2011年3月11日に発生した東日本大震災では、巨大な地震・津波により、死者・行方不明者が合わせて約2万人となるなど、わが国にとって未曾有の大災害となりました。また、昨今、超大型台風やゲリラ豪雨など、極端気象による水害・土砂災害が激化しており、平成25年台風第26号では伊豆大島で土石流により大きな被害が発生しました。今後発生する可能性がある、南海トラフ大地震や首都直下地震、首都圏大規模水害では深刻な被害が想定されており、防災・減災への取り組みは喫緊の課題と言えます。


東日本大震災では、陸域観測技術衛星「だいち」(ALOS)による被災地の緊急観測を最優先に実施し、多くの衛星画像を取得しました。この情報は防災関連省庁や地方自治体に提供され、地上や航空機では取得困難な広域俯瞰的な被害状況の把握や災害対応計画の立案などに用いられました。陸域観測技術衛星2号「だいち2号」(ALOS-2)は、「だいち」を引き継ぐ衛星であり、地震、津波、火山噴火、水害・土砂災害などの災害発生時の状況把握に利用されることが期待されています。

災害時に利用できる衛星は「だいち2号」だけではありません。




超高速インターネット衛星「きずな」(WINDS)や技術試験衛星VIII型「きく8号」(ETS-VIII)のような通信衛星は地上で発生した災害の影響を受けないため、通信インフラが途絶した被災地に対し衛星通信回線を提供することが可能です。

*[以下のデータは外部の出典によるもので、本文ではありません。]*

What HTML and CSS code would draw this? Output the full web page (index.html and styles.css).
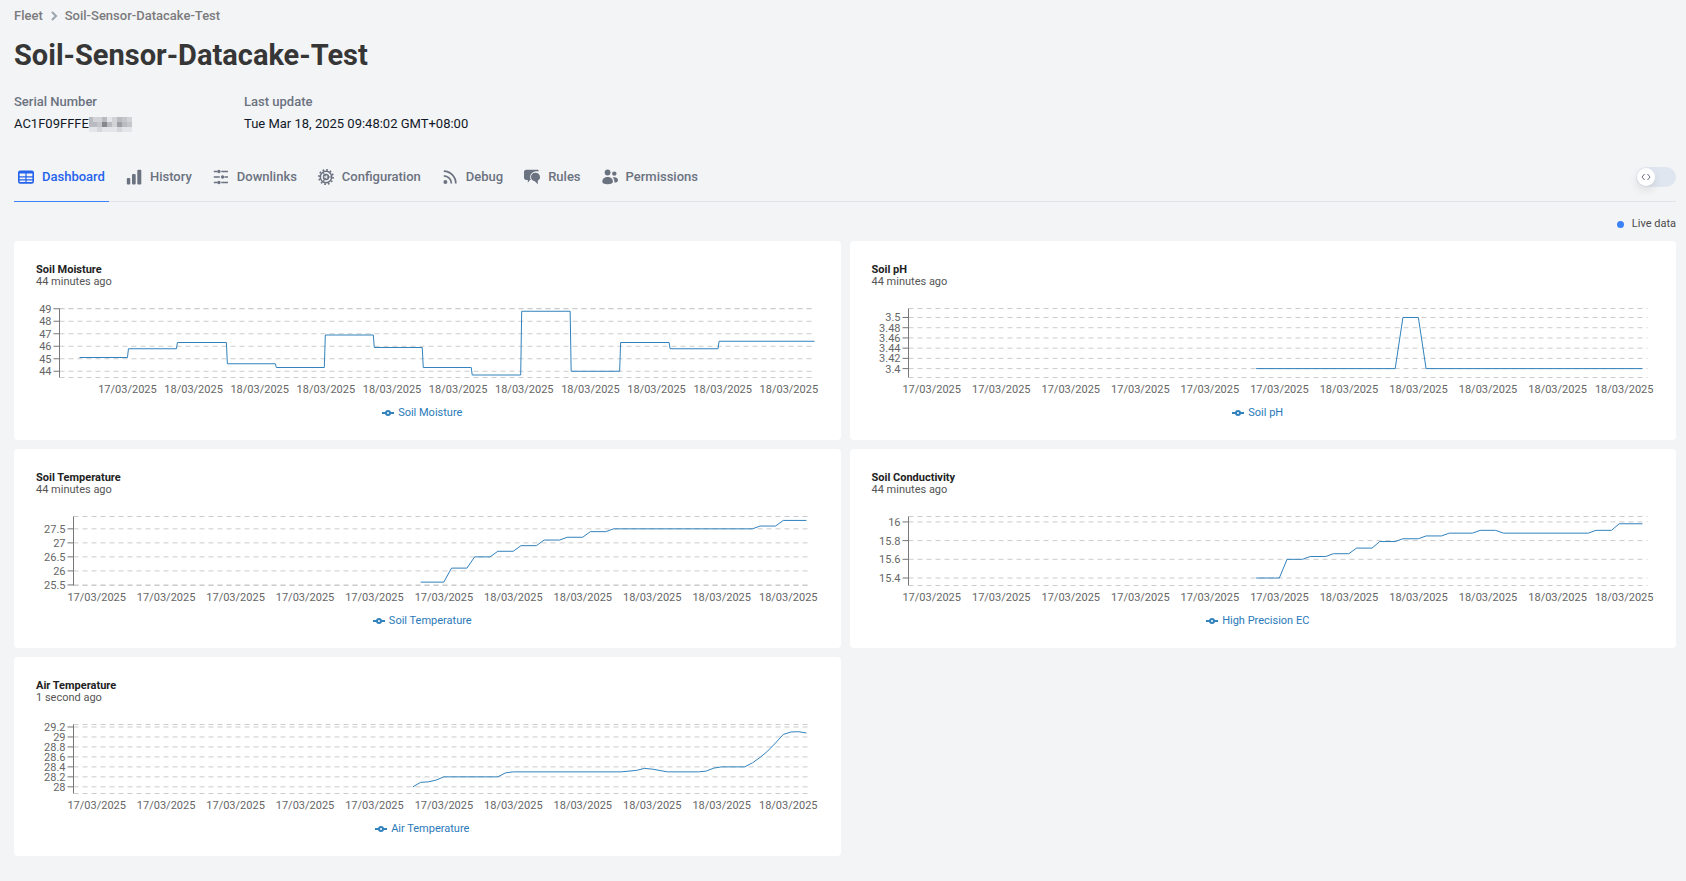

東日本大震災では、「きずな」や「きく8号」を利用して岩手県、宮城県に衛星通信回線を提供し、現地の災害対策本部間のTV会議や住民の方々による情報収集に利用されました。また、測位衛星と通信衛星を組み合わせることで、津波の早期警戒に活用することも可能です。具体的には、準天頂衛星初号機「みちびき」を利用したGPS津波ブイを沖合に設置し、この観測結果を「きく8号」を用いて陸上に伝送するようにすれば、津波を早期に捉えることが可能となります。



JAXAでは、全球降水観測計画/二周波降水観測レーダ(GPM/DPR)や水循環変動観測衛星「しずく」(GCOM-W)などの衛星を利用した、「衛星全球降水マップ」(GSMaP)を作成・提供しています。このデータは、世界中の雨分布を準リアルタイム(観測から約4時間遅れ)で1時間ごとに提供するもので、このデータと「だいち」などの衛星で取得した地形データを組み合わせることにより、洪水の発生を予測することが可能となります。

さらに、温室効果ガス観測技術衛星「いぶき」(GOSAT)や気候変動観測衛星(GCOM-C)は火山や森林火災などの噴煙を頻度高く監視することが可能です。一方、「だいち2号」は噴煙を透過して観測できるため、火山噴火による火口の変化や森林火災による消失箇所を捉えることが可能です。このように、様々な種類の衛星を組み合わせることで、俯瞰的な災害の監視から、詳細な被害状況の把握まで、様々な活用が可能となります。

今後もJAXAでは、衛星を利用した災害の監視や予防、被害軽減に向けた取り組みを進めていきます。